Transcurrido prácticamente un año de que había puesto punto final al Blog en el que conté la historia de nueve años del Teatro de la Universidad de Buenos Aires (el TUBA), que comenzó en 1974 y finalizó en 1983, me dije a principios de agosto de 2011 (el año y el mes en que acabo de cumplir 71): Por qué no contar también, en otro Blog, cómo fueron los años anteriores al TUBA, (1956 – 1973), los años de mi trabajo como director de actores profesionales (supuestamente ya formados), y en los que yo también fui actor y en los que acumulé una experiencia que merece ser transmitida a los jóvenes teatristas de hoy, porque más allá de sus logros y fracasos, incertidumbres y apasionamientos, fue vivida en una época en la que, como me escribió alguna vez Alejandra Boero, “se podía apostar a las utopías”.
En efecto: tuvo mucho de utopía trabajar casi a la intemperie en las carpas municipales, donde se hacían funciones de martes a domingo, con seis funciones seguidas los sábados y otras seis los domingos, en medio de la precariedad más absoluta, porque los camarines de latón no tenían baño y nos cambiábamos juntos las chicas y los muchachos.
En ese entonces no se había inventado el “coach” (que sigo sin saber muy bien qué función cumple), porque quien nos entrenaba era el director de escena, además del entrenamiento que a través del cine nos transmitían tanto Elia Kazan como Luchino Visconti; Ingmar Bergman o Carol Reed. Y ni que hablar del entrenamiento que obteníamos de las lecturas de Barrault (“Soy hombre de teatro”), de Max Reinhardt o de Charles Dullin.

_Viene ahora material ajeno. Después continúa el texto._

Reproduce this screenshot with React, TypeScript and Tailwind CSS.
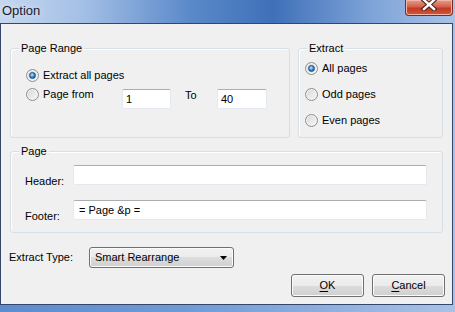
import type { ReactNode } from "react";

const Radio = ({ checked = false }: { checked?: boolean }) => (
  <span className="flex h-[13px] w-[13px] shrink-0 items-center justify-center rounded-full border border-[#8e8f8f] bg-[linear-gradient(135deg,#d6d6d6,#f9f9f9)] shadow-[inset_0_0_0_1px_#f2f2f2]">
    {checked && (
      <span className="h-[7px] w-[7px] rounded-full border border-[#1b4c82] bg-[radial-gradient(circle_at_40%_35%,#c4e8ff,#2f83d4_55%,#14528f)]" />
    )}
  </span>
);

const RadioOption = ({ label, checked }: { label: string; checked?: boolean }) => (
  <div className="flex h-[13px] items-center gap-[4px] leading-[13px]">
    <Radio checked={checked} />
    <span>{label}</span>
  </div>
);

const Group = ({ title, className, children }: { title: string; className: string; children: ReactNode }) => (
  <div className={`relative rounded-[3px] border border-[#d5dfe5] shadow-[inset_1px_1px_0_#fff] ${className}`}>
    <span className="absolute left-[8px] top-[-7px] bg-[#f0f0f0] px-[2px] leading-[13px]">{title}</span>
    {children}
  </div>
);

const TextBox = ({ value, className }: { value?: string; className: string }) => (
  <div
    className={`flex h-[20px] items-center rounded-[2px] border border-[#e3e9ef] border-t-[#abadb3] bg-white leading-[13px] ${className}`}
  >
    {value}
  </div>
);

const Button = ({ hot, rest }: { hot: string; rest: string }) => (
  <button className="flex h-[23px] w-[73px] items-center justify-center rounded-[3px] border border-[#707070] bg-[linear-gradient(#f2f2f2,#ebebeb_50%,#dddddd_50%,#cfcfcf)] leading-[13px] text-black shadow-[inset_0_0_0_1px_#fbfbfb]">
    <span>
      <span className="underline underline-offset-[2px]">{hot}</span>
      {rest}
    </span>
  </button>
);

export default function App() {
  return (
    <div className="flex h-[312px] w-[455px] flex-col bg-[linear-gradient(90deg,#5d8ccd,#6f9ad4_40%,#a9c2e6)] font-['Liberation_Sans',Arial,sans-serif] text-[11px] text-black">
      {/* title bar */}
      <div className="flex h-[23px] items-start justify-between bg-[linear-gradient(90deg,#c5d7ef,#a4c0e6_18%,#5a89c9_42%,#3f70b8_60%,#7fa4d8_82%,#a9c3e7)]">
        <span className="pl-[2px] pt-[3px] text-[13px] leading-[15px] text-[#1a1a2a] [text-shadow:0_0_6px_#e6eefa]">
          Option
        </span>
        <div className="mr-[2px] flex h-[16px] w-[48px] items-start justify-center rounded-b-[4px] border border-t-0 border-[#7d2a20] bg-[linear-gradient(#e79b8b,#d4604a_45%,#c23a22_55%,#d0573b)] shadow-[inset_0_0_0_1px_#f0b6a8]">
          <svg width="18" height="11" viewBox="0 0 18 11">
            <path d="M4 0 L14 9 M14 0 L4 9" stroke="#4a1e18" strokeWidth="4.5" strokeLinecap="square" />
            <path d="M4 0 L14 9 M14 0 L4 9" stroke="#ffffff" strokeWidth="2.5" strokeLinecap="square" />
          </svg>
        </div>
      </div>

      {/* client area */}
      <div className="mr-[2px] flex h-[282px] flex-col border border-[#34466a] bg-[#f0f0f0]">
        <div className="mt-[24px] flex gap-[8px] px-[9px]">
          <Group title="Page Range" className="h-[90px] w-[280px] pl-[15px] pt-[20px]">
            <RadioOption label="Extract all pages" checked />
            <div className="mt-[7px] flex items-start">
              <div className="mt-[-1px] w-[96px]">
                <RadioOption label="Page from" />
              </div>
              <TextBox value="1" className="w-[49px] pl-[3px]" />
              <span className="ml-[14px] w-[32px] leading-[13px]">To</span>
              <TextBox value="40" className="w-[50px] pl-[3px]" />
            </div>
          </Group>
          <Group title="Extract" className="flex h-[90px] w-[145px] flex-col gap-[13px] pl-[6px] pt-[13px]">
            <RadioOption label="All pages" checked />
            <RadioOption label="Odd pages" />
            <RadioOption label="Even pages" />
          </Group>
        </div>

        <div className="mt-[13px] px-[9px]">
          <Group title="Page" className="h-[82px] pl-[14px] pt-[13px]">
            <div className="flex items-start">
              <span className="mt-[10px] w-[48px] leading-[13px]">Header:</span>
              <TextBox className="w-[354px]" />
            </div>
            <div className="mt-[12px] flex items-start">
              <span className="mt-[10px] w-[48px] leading-[13px]">Footer:</span>
              <TextBox value="= Page &p =" className="w-[354px] pl-[5px]" />
            </div>
          </Group>
        </div>

        <div className="mt-[14px] flex items-center pl-[8px]">
          <span className="w-[80px] leading-[13px]">Extract Type:</span>
          <div className="flex h-[21px] w-[145px] items-center justify-between rounded-[3px] border border-[#707070] bg-[linear-gradient(#f2f2f2,#ebebeb_50%,#dddddd_50%,#cfcfcf)] pl-[5px] pr-[6px] shadow-[inset_0_0_0_1px_#fbfbfb]">
            <span className="leading-[13px]">Smart Rearrange</span>
            <svg width="7" height="4" viewBox="0 0 7 4">
              <path d="M0 0 H7 L3.5 4 Z" fill="#000" />
            </svg>
          </div>
        </div>

        <div className="mt-[6px] flex justify-end gap-[8px] pr-[7px]">
          <Button hot="O" rest="K" />
          <Button hot="C" rest="ancel" />
        </div>
      </div>
    </div>
  );
}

El teatro se aprendía HACIENDOLO, como el oficio de tapicero, el de albañil o el de pintor de brocha gorda. Sagrado oficio el del teatro, que nos permite sacudir la conciencia adormecida de una sociedad...al menos por el término de dos horas; porque después, por desgracia, el público vuelve a sus trabajos mal pagos, a sus miserias familiares, a sus sometimientos a toda clase de despotismos, al ruido machacón de las publicidades y a todo el arseñal de resortes embrutecedores emergentes a toda hora de las pantallas de la indecente televisión.
Quizás mi historia de hombre de teatro no sea demasiado importante, transcurridos tantos años de que sucedió. Pero si a uno, cuatro o diez teatristas jóvenes de algún lugar del planeta produce cierto grado de replanteo frente a su compromiso con la realidad, que los intereses comerciales deforman a diario...habrá valido la pena ponerla sobre el tapete, en forma tan anacrónica y embarullada como lo acabo de hacer en los capítulos precedentes.
Me he permitido la inmodestia de poner una foto de mis años de juventud, porque fue tomada por Ricardo Aronovich, que era fotógrafo municipal (antes de llegar a ser el mejor iluminador del cine francés del siglo XX) cuando yo formaba parte de uno de los elencos que bregaban desde aquellas carpas, en 1958, 1959, 1960...hasta que la barbarie irracional las tajeó, apedreó y finalmente terminó incendiando.